French school wall Art, canvas prints & paintings
french school fine art prints and canvas prints
The term "French School" refers in art history to a tradition shared by French painters. It is a notion defined in retrospect. It’s definition, chronology and truthfulness are still discussed. The French school was supposedly born in the 17th century and ended in the 19th century.
Throughout the 17th century, the term French school was not commonly used. Rather than being classified by school, artists were attached to great masters. We speak, for instance, of the "Ingresque painters". In 17th century were also founded major official artistic institutions such as l’Académie Royale de Peinture et de Sculpture. It was created in 1648 on the initiative of the French painter Charles le Brun and in charge of replacing the guilds in the supervision of artists. The notion of the French school is closely linked to this foundation, which marks the establishment of a national artistic identity. At the end of the century, authors address the notion of a French school of painting in their writings. In 1685, André Félibien, in his Entretiens, described the painters Simon Vouet, Jacques Blanchart and Nicolas Poussin as the pillars of the French school. Roger de Piles also mentions the French School amongst six others, although he doubts its homogeneity.

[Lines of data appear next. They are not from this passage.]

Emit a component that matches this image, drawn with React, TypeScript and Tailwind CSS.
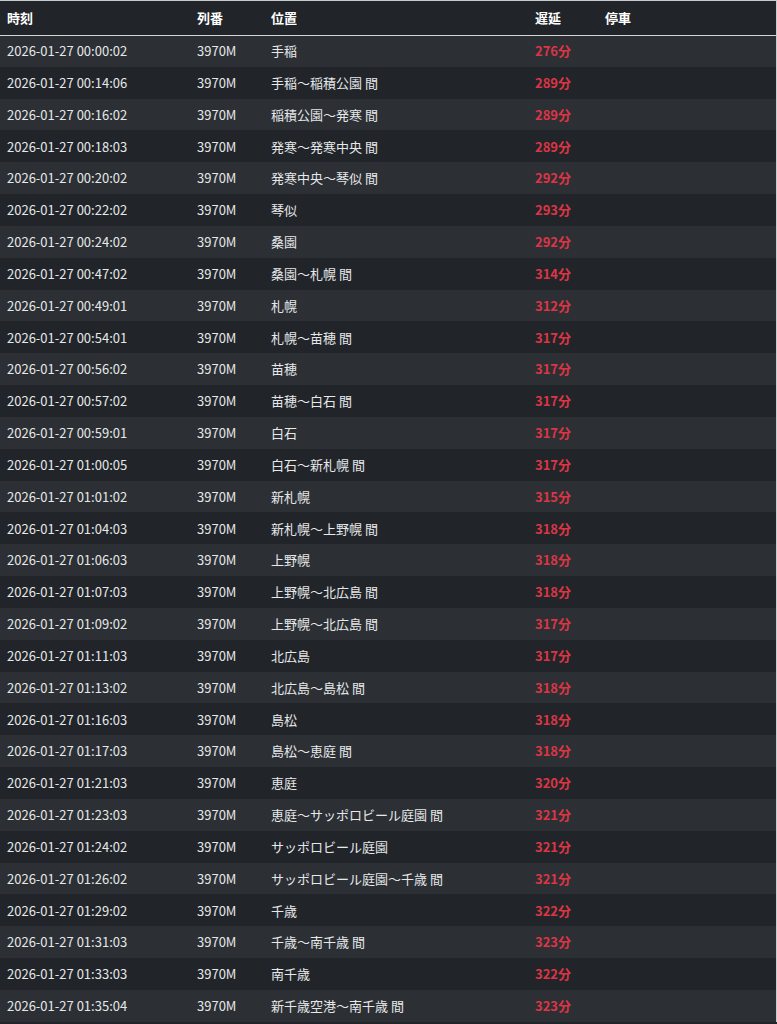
import React from 'react';

type Row = { time: string; loc: string; delay: number };

const rows: Row[] = [
  { time: '2026-01-27 00:00:02', loc: '手稲', delay: 276 },
  { time: '2026-01-27 00:14:06', loc: '手稲〜稲積公園 間', delay: 289 },
  { time: '2026-01-27 00:16:02', loc: '稲積公園〜発寒 間', delay: 289 },
  { time: '2026-01-27 00:18:03', loc: '発寒〜発寒中央 間', delay: 289 },
  { time: '2026-01-27 00:20:02', loc: '発寒中央〜琴似 間', delay: 292 },
  { time: '2026-01-27 00:22:02', loc: '琴似', delay: 293 },
  { time: '2026-01-27 00:24:02', loc: '桑園', delay: 292 },
  { time: '2026-01-27 00:47:02', loc: '桑園〜札幌 間', delay: 314 },
  { time: '2026-01-27 00:49:01', loc: '札幌', delay: 312 },
  { time: '2026-01-27 00:54:01', loc: '札幌〜苗穂 間', delay: 317 },
  { time: '2026-01-27 00:56:02', loc: '苗穂', delay: 317 },
  { time: '2026-01-27 00:57:02', loc: '苗穂〜白石 間', delay: 317 },
  { time: '2026-01-27 00:59:01', loc: '白石', delay: 317 },
  { time: '2026-01-27 01:00:05', loc: '白石〜新札幌 間', delay: 317 },
  { time: '2026-01-27 01:01:02', loc: '新札幌', delay: 315 },
  { time: '2026-01-27 01:04:03', loc: '新札幌〜上野幌 間', delay: 318 },
  { time: '2026-01-27 01:06:03', loc: '上野幌', delay: 318 },
  { time: '2026-01-27 01:07:03', loc: '上野幌〜北広島 間', delay: 318 },
  { time: '2026-01-27 01:09:02', loc: '上野幌〜北広島 間', delay: 317 },
  { time: '2026-01-27 01:11:03', loc: '北広島', delay: 317 },
  { time: '2026-01-27 01:13:02', loc: '北広島〜島松 間', delay: 318 },
  { time: '2026-01-27 01:16:03', loc: '島松', delay: 318 },
  { time: '2026-01-27 01:17:03', loc: '島松〜恵庭 間', delay: 318 },
  { time: '2026-01-27 01:21:03', loc: '恵庭', delay: 320 },
  { time: '2026-01-27 01:23:03', loc: '恵庭〜サッポロビール庭園 間', delay: 321 },
  { time: '2026-01-27 01:24:02', loc: 'サッポロビール庭園', delay: 321 },
  { time: '2026-01-27 01:26:02', loc: 'サッポロビール庭園〜千歳 間', delay: 321 },
  { time: '2026-01-27 01:29:02', loc: '千歳', delay: 322 },
  { time: '2026-01-27 01:31:03', loc: '千歳〜南千歳 間', delay: 323 },
  { time: '2026-01-27 01:33:03', loc: '南千歳', delay: 322 },
  { time: '2026-01-27 01:35:04', loc: '新千歳空港〜南千歳 間', delay: 323 },
];

export default function App() {
  return (
    <div
      className="min-h-screen bg-[#212529] text-[13px] text-[#e6e8ea]"
      style={{ fontFamily: '"Noto Sans CJK JP", "Noto Sans", sans-serif' }}
    >
      <div className="w-[777px] border-t border-r border-[#c8cbce]">
        <table className="w-[776px] table-fixed border-collapse">
          <colgroup>
            <col className="w-[190px]" />
            <col className="w-[74px]" />
            <col className="w-[264px]" />
            <col className="w-[70px]" />
            <col />
          </colgroup>
          <thead>
            <tr className="h-[34px] border-b border-[#d3d6d9] bg-[#212529] text-left font-bold text-white">
              <th className="pl-[7px]">時刻</th>
              <th className="pl-[7px]">列番</th>
              <th className="pl-[7px]">位置</th>
              <th className="pl-[7px]">遅延</th>
              <th className="pl-[7px]">停車</th>
            </tr>
          </thead>
          <tbody>
            {rows.map((r, i) => (
              <tr
                key={i}
                className={`h-[31.83px] ${i % 2 === 0 ? 'bg-[#2c3034]' : 'bg-[#212529]'}`}
              >
                <td className="pl-[7px]">{r.time}</td>
                <td className="pl-[7px]">3970M</td>
                <td className="pl-[7px]">{r.loc}</td>
                <td className="pl-[7px] font-bold text-[#dc3545]">{r.delay}分</td>
                <td className="pl-[7px]"></td>
              </tr>
            ))}
          </tbody>
        </table>
      </div>
    </div>
  );
}
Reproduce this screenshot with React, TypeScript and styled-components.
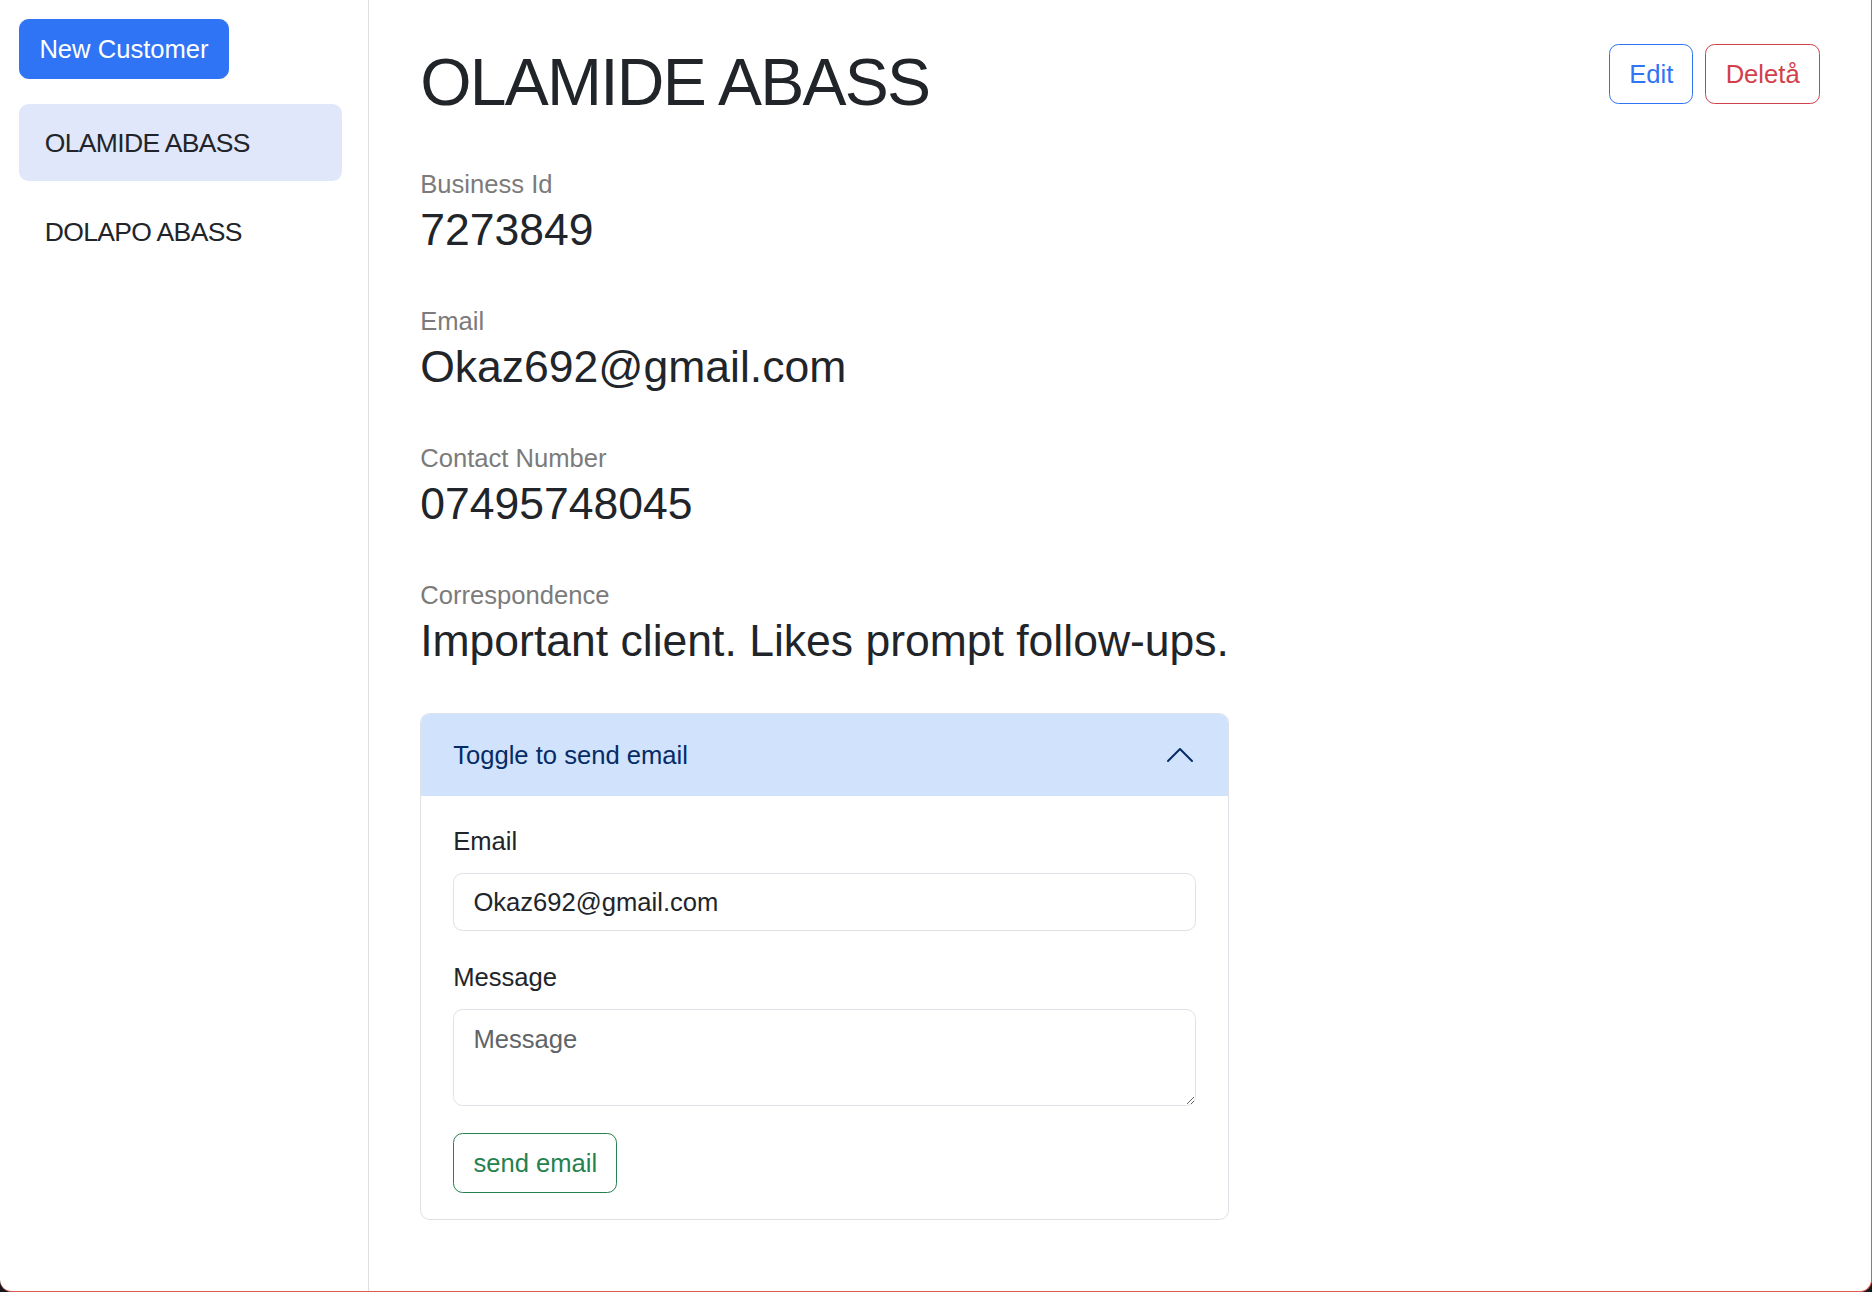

French school in the 18h and 19th centuries
In the 18th century, the French school continued to be defined and identified by authors. In 1746, Françoise Marie Marsy, in her Dictionnaire abrégé de peinture et d'architecture, defined five schools of painting, including the French school. The "French School" was also given an article in the Encyclopédie, written in 1755 by the Chevalier de Jaucourt. The Chevalier de Jaucourt describes the French School as beginning with the painter Simon Vouet, and defines its consecration in the work of Nicolas Poussin. He notes that it is distinguished by its "bon goût". Like Roger de Piles, he notes that "it is difficult to characterise this school in general" because of a lack of coherence between the works. It is this point that leads authors like Johann Georg Sulzer to deny the existence of a French school. In 1771, in the Théorie générale des Beaux-Arts, he classifies French artists in a Roman school, because their works, according to him, are not characterised by distinctive elements.
It was only in the 19th century that the term French school was adopted, encouraged by the post-revolutionary nationalist spirit. In 1803, Dominique Vivant Denon defined it as "the most beautiful and almost the only school that exists in Europe".
These conceptions were continued in the following century. In 1926, Louis Dimier placed the origin of French art with classicism, and more precisely in 1627, when the painter Simon Vouet returned to France from Italy.
Today, this date is no longer accepted and the notion of a French school and its characteristics are still debated.